▶ _Given exercise_
Collect all lines from the records below that include the word "with".

▶ _Provided data_
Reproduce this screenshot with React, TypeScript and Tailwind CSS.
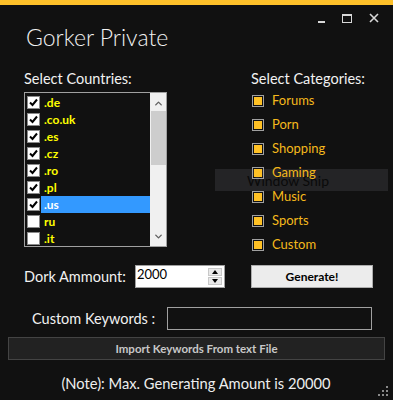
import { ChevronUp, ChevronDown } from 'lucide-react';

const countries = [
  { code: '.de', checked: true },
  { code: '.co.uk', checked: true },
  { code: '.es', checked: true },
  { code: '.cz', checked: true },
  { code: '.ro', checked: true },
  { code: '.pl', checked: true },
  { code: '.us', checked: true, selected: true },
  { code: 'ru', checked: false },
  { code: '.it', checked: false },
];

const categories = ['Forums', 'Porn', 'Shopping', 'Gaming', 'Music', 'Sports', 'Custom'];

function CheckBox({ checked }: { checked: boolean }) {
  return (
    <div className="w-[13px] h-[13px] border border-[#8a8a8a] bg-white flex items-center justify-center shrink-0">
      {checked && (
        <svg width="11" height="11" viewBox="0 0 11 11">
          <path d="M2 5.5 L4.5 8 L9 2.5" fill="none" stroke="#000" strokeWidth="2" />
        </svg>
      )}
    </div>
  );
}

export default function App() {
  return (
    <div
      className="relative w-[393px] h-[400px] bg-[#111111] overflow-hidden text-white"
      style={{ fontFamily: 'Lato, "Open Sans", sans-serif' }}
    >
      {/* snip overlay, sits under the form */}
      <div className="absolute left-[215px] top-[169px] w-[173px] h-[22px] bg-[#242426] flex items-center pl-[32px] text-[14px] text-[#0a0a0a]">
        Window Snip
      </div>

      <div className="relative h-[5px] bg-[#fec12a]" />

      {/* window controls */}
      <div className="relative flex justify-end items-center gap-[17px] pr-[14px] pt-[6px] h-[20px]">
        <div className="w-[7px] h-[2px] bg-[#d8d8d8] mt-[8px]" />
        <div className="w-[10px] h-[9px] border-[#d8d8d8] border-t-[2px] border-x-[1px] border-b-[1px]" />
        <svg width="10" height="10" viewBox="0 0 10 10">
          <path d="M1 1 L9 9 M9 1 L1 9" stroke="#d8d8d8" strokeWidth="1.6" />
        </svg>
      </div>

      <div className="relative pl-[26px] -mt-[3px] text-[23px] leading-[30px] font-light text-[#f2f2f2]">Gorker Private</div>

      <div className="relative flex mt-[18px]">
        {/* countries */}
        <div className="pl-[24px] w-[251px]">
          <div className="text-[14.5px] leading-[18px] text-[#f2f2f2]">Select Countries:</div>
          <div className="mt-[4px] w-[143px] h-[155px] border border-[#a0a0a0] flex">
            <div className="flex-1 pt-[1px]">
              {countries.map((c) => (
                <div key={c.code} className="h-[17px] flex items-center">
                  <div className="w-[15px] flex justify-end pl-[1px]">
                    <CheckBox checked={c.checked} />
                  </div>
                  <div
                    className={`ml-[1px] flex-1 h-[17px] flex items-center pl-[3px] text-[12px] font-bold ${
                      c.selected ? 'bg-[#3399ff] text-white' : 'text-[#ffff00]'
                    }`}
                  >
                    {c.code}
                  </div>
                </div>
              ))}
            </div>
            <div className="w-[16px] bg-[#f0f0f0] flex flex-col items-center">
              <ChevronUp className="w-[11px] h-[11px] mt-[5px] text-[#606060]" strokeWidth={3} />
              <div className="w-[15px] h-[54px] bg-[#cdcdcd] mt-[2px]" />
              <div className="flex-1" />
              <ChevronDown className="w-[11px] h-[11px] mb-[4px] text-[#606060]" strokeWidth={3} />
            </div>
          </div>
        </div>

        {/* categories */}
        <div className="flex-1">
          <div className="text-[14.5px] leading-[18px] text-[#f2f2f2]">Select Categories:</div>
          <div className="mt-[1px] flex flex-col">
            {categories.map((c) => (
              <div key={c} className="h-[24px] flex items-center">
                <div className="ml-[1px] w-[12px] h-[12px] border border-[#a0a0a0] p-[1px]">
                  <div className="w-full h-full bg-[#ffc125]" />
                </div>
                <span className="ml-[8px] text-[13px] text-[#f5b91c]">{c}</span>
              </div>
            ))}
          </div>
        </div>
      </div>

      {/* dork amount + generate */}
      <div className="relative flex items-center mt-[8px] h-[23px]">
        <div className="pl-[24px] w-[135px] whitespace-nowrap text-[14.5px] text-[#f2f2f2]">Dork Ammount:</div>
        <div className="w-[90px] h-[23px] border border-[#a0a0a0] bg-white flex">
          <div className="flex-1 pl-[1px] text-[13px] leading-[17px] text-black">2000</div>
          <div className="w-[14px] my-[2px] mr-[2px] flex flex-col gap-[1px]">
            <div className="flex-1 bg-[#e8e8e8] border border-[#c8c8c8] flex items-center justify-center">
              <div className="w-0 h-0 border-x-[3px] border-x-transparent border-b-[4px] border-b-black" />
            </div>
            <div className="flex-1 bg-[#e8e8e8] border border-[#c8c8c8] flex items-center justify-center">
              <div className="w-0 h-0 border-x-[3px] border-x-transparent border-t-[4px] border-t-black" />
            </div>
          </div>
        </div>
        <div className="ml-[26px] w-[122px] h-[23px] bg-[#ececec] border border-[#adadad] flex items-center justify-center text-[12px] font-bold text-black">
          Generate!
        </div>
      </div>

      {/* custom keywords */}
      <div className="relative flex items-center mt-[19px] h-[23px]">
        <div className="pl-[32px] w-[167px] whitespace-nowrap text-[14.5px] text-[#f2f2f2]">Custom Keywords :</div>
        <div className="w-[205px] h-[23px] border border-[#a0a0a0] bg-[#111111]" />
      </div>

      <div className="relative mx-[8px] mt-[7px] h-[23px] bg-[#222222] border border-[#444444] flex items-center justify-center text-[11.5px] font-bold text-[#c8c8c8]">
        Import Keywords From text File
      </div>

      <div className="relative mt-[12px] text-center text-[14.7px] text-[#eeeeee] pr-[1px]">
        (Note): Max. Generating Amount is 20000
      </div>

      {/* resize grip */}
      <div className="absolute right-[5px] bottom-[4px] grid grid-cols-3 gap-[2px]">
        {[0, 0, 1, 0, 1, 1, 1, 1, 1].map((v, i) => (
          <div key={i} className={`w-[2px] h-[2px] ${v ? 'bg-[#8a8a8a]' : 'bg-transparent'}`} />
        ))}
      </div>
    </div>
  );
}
==
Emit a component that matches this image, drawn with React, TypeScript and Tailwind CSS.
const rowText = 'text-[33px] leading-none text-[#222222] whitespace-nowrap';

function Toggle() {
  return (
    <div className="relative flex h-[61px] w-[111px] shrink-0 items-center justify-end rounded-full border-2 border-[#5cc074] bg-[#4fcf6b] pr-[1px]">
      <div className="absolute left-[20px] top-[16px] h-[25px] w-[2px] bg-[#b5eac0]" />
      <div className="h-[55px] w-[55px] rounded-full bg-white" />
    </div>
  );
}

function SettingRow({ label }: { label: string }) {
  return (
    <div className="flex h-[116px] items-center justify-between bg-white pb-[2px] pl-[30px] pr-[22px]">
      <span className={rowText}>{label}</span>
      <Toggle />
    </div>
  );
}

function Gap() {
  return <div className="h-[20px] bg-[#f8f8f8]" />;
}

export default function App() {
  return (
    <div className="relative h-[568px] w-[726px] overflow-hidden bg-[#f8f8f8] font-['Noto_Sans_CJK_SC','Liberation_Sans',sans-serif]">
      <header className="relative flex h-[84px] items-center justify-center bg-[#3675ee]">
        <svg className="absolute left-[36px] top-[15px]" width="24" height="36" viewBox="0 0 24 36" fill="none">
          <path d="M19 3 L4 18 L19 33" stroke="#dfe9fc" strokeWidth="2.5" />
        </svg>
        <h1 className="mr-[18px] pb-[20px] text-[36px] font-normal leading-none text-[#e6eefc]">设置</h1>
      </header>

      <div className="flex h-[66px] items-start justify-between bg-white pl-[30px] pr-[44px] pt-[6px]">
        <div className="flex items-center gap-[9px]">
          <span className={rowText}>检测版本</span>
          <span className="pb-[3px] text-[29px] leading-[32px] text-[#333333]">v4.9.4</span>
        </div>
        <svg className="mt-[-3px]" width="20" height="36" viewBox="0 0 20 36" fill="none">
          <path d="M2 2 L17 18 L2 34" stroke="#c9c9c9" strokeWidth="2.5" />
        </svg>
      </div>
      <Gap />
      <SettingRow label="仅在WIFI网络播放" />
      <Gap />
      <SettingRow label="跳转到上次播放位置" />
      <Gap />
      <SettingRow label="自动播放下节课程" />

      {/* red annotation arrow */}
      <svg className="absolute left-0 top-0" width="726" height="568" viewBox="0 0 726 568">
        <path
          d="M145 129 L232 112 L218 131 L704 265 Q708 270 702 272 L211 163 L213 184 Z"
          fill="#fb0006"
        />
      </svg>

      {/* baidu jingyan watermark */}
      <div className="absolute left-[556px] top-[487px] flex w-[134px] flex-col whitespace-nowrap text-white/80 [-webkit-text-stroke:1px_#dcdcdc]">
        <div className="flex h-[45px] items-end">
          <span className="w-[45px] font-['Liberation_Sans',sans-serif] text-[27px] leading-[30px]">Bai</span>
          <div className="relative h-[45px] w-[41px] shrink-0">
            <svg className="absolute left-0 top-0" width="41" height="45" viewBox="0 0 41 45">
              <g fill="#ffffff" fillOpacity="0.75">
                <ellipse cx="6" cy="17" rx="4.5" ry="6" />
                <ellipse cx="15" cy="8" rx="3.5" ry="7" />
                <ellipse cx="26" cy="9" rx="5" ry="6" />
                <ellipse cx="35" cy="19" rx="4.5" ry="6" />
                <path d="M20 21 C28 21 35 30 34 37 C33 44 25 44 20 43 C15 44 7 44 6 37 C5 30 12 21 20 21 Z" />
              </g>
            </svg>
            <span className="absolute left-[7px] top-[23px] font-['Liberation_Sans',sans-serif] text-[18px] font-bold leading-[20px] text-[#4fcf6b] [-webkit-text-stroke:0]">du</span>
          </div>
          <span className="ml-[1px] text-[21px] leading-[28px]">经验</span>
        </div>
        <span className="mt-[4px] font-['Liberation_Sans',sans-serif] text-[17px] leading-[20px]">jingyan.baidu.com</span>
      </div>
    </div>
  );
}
...
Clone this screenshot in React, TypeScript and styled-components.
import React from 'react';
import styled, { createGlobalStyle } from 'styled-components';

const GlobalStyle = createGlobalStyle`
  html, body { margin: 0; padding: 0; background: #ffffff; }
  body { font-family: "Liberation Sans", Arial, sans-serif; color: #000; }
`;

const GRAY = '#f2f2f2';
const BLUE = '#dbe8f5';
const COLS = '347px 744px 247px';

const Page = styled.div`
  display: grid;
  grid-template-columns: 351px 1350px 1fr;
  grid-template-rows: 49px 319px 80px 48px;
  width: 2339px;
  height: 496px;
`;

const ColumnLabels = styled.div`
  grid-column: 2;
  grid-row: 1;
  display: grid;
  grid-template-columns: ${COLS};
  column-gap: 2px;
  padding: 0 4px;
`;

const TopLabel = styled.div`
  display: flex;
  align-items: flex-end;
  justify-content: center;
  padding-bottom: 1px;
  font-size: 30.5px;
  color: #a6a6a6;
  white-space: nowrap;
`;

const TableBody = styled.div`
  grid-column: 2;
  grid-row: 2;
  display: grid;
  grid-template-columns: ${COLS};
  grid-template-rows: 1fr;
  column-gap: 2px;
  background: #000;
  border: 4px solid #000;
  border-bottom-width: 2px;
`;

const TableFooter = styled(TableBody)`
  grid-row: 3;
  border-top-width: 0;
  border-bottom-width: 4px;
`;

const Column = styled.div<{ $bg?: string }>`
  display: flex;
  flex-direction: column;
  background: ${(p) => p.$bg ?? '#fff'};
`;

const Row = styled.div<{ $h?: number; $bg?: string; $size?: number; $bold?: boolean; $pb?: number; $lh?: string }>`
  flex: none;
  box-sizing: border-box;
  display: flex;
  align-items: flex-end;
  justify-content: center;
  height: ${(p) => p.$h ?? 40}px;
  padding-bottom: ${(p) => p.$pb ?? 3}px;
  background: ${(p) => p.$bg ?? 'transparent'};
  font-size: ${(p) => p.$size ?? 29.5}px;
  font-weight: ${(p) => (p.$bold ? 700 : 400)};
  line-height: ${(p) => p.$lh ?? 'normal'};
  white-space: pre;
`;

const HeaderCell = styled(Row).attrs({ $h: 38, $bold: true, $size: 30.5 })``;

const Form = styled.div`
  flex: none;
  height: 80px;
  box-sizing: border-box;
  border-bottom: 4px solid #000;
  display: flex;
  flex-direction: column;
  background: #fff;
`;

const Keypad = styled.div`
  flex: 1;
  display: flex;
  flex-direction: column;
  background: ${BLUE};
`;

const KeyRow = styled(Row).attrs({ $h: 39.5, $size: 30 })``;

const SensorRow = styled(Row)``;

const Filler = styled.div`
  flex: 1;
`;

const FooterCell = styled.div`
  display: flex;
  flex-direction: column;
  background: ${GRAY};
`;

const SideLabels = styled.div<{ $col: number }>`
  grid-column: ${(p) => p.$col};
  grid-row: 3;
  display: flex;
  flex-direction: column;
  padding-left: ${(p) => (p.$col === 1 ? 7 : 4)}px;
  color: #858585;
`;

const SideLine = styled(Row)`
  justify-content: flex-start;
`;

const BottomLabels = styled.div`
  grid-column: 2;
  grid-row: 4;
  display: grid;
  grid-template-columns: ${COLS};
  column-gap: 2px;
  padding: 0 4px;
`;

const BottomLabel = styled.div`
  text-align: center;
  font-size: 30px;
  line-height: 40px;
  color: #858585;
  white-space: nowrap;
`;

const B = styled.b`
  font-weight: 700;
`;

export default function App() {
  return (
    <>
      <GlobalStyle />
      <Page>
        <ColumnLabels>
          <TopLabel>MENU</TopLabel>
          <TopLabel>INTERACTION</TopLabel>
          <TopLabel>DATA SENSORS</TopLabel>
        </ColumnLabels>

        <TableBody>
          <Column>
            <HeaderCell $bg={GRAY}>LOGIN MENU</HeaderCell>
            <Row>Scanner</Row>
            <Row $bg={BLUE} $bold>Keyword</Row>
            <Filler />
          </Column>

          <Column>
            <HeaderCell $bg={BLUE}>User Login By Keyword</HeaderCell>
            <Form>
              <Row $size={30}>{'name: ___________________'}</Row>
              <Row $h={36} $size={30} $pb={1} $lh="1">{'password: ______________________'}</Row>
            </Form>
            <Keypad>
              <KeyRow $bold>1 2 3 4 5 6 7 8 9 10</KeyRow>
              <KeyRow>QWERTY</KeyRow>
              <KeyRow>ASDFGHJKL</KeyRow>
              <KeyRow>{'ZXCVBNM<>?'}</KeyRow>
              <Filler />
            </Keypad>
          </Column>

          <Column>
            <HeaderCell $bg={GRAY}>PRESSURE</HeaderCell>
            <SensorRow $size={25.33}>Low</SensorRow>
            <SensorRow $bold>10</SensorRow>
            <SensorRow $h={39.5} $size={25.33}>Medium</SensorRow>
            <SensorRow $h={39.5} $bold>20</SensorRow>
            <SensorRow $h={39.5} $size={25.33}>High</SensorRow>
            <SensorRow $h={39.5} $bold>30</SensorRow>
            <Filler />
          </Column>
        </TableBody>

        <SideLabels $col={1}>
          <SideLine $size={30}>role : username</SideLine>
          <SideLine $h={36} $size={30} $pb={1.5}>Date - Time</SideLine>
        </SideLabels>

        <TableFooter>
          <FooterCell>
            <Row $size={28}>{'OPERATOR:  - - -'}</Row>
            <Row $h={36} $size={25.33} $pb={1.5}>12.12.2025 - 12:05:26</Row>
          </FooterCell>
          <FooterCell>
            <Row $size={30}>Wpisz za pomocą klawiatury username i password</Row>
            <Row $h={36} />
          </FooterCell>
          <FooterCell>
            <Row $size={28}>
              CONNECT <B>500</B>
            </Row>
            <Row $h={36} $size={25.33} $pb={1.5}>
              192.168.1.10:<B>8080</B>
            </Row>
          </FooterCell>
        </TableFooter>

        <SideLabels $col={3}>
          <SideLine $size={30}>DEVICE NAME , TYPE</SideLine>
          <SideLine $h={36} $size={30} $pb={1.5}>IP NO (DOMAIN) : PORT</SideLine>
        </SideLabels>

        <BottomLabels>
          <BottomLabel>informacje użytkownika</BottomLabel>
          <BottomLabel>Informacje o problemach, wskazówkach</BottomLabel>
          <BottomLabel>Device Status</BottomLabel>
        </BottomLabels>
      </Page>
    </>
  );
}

▶ _Written answer_
Reproduce this screenshot with React, TypeScript and Tailwind CSS.
Emit a component that matches this image, drawn with React, TypeScript and Tailwind CSS.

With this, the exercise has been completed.